Castroneves free to focus on race
By eddie pells
INDIANAPOLIS — Last year, Helio Castroneves wasn't sure if he'd be at the Brickyard or headed for a jail cell come the final Sunday in May. This year, the buildup to the Indianapolis 500 has come with less baggage for IndyCar's most successful driver.
Instead of worrying about his freedom, the defending champion is thinking only about racing — car setup, pit strategy and how the speed-boosting "push-to-pass" button's introduction at Indy might affect his strategy.
And, of course, he might be scoping out the perfect place to climb the fence if he gets his fourth victory. A win tomorrow would put Castroneves in the elite company of Rick Mears, Al Unser Sr. and A.J. Foyt, the only other four-time winners in the history of "The Greatest Spectacle in Racing."
"It's nice, because I can just focus a little bit more on the race," Castroneves said. "Last year, all I was thinking about was the joy of being here. I had doubts about whether I'd be racing at all."
His future went into flux when the feds indicted him on tax evasion charges that carried up to a six-year prison sentence. Remnants of the case lingered through most of May, and along with worrying about all the usual racing issues that come up at Indy, Spiderman came to the year's biggest race with the specter of possible jail time on his mind.
Not until two days before last year's race was Castroneves cleared of the final charges. On race day, he started from the pole and was his usual, focused self. He won the race, becoming only the ninth driver to kiss the bricks three times at racing's most hallowed track. When it was over, the tears flowed freely. "Thanks for giving me my life back," he said to team owner Roger Penske, who supported him through the ordeal.
"He's part of our family, part of our team," Penske said. "The situation, it was very unfortunate. I hope he'd expect us to stand by him. Whether it was Helio Castroneves or a crew member having the same situation, we'd do the same thing."
Castroneves described being on an emotional roller coaster as he remained on the sidelines, his fate undecided while his case wound through the legal system.
The 35-year-old Brazilian, who repeated this year with wins in last week's qualifying and yesterday's pit-crew contest, said memories of the fans at the Brickyard kept him going through the bad times.

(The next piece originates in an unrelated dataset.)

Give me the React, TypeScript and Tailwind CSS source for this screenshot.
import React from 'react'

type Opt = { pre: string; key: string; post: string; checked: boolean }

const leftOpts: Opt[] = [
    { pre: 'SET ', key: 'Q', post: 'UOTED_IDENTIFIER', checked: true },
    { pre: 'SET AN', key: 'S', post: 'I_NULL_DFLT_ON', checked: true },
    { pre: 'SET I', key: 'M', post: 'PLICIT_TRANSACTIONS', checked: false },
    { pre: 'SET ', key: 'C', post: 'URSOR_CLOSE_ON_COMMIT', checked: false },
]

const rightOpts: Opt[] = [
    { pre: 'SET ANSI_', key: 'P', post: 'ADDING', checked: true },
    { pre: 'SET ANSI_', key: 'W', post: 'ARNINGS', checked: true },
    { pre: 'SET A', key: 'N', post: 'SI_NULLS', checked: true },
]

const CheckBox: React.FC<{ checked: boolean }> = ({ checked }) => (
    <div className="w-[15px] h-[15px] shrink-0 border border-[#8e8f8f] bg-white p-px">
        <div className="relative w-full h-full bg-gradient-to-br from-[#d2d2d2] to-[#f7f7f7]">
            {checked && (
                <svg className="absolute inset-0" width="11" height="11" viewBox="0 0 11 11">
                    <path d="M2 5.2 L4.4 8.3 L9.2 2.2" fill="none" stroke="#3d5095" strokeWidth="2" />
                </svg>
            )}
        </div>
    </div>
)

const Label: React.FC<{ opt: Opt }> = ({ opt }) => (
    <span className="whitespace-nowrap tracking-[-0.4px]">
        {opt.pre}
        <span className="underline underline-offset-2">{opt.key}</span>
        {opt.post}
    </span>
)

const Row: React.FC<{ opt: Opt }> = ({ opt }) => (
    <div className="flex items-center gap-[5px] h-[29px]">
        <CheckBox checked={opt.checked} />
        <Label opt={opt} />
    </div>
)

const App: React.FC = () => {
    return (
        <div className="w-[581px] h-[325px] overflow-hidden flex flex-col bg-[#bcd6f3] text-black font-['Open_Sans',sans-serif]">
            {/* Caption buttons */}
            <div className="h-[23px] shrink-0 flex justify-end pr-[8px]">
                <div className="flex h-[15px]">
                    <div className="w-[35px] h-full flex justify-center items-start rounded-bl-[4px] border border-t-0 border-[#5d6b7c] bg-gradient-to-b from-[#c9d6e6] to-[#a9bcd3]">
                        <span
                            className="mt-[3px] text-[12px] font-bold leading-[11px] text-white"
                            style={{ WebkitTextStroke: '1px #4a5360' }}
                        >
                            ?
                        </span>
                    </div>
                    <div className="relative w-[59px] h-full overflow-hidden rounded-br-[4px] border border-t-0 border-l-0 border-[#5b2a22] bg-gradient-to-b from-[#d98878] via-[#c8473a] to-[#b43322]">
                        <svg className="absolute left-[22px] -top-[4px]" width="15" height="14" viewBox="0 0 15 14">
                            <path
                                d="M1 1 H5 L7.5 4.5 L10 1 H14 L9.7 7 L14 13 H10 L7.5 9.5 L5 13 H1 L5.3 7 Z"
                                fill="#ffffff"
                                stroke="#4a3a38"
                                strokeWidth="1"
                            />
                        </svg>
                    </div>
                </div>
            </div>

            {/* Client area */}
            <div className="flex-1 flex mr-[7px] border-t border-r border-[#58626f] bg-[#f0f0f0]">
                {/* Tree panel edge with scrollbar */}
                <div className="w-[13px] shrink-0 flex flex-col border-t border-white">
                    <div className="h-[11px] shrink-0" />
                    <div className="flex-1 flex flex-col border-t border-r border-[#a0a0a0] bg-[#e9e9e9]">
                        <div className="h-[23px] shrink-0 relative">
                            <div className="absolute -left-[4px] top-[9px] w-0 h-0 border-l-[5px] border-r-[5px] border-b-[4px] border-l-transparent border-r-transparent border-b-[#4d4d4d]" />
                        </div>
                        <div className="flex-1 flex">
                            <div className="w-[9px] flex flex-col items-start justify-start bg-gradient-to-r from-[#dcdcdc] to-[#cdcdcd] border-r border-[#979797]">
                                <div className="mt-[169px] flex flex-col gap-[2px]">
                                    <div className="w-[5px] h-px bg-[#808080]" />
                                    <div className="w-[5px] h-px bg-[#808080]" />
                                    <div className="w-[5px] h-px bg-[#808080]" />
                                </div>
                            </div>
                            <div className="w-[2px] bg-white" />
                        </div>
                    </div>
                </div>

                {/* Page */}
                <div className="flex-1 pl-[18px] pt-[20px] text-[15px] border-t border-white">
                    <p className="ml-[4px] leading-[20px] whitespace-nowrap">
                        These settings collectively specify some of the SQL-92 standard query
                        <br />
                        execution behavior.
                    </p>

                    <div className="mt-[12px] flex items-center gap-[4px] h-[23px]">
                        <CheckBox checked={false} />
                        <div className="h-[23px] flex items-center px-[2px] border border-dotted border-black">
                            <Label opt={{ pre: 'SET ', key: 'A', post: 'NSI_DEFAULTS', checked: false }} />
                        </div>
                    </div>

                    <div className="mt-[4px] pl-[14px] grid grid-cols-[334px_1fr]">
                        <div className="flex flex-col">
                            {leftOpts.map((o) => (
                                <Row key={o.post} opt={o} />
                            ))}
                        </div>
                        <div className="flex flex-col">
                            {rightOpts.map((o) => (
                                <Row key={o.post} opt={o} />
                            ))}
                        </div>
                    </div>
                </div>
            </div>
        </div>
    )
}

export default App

"When I came back here, the wound was still open," he said. "It was not even a month after the whole trial. There was a big wound there. The fans kept me healing. That made a big difference."
If he wins tomorrow, he will join Foyt, Mears and Unser as the fourth driver to win four times at Indy. Say what you will about the current stature of the Indy 500, there is no more exclusive club in auto racing.
"For me, they're the gods of racing," Castroneves said. "They drove so many things. Right now, it's a dream come true just to be in this position."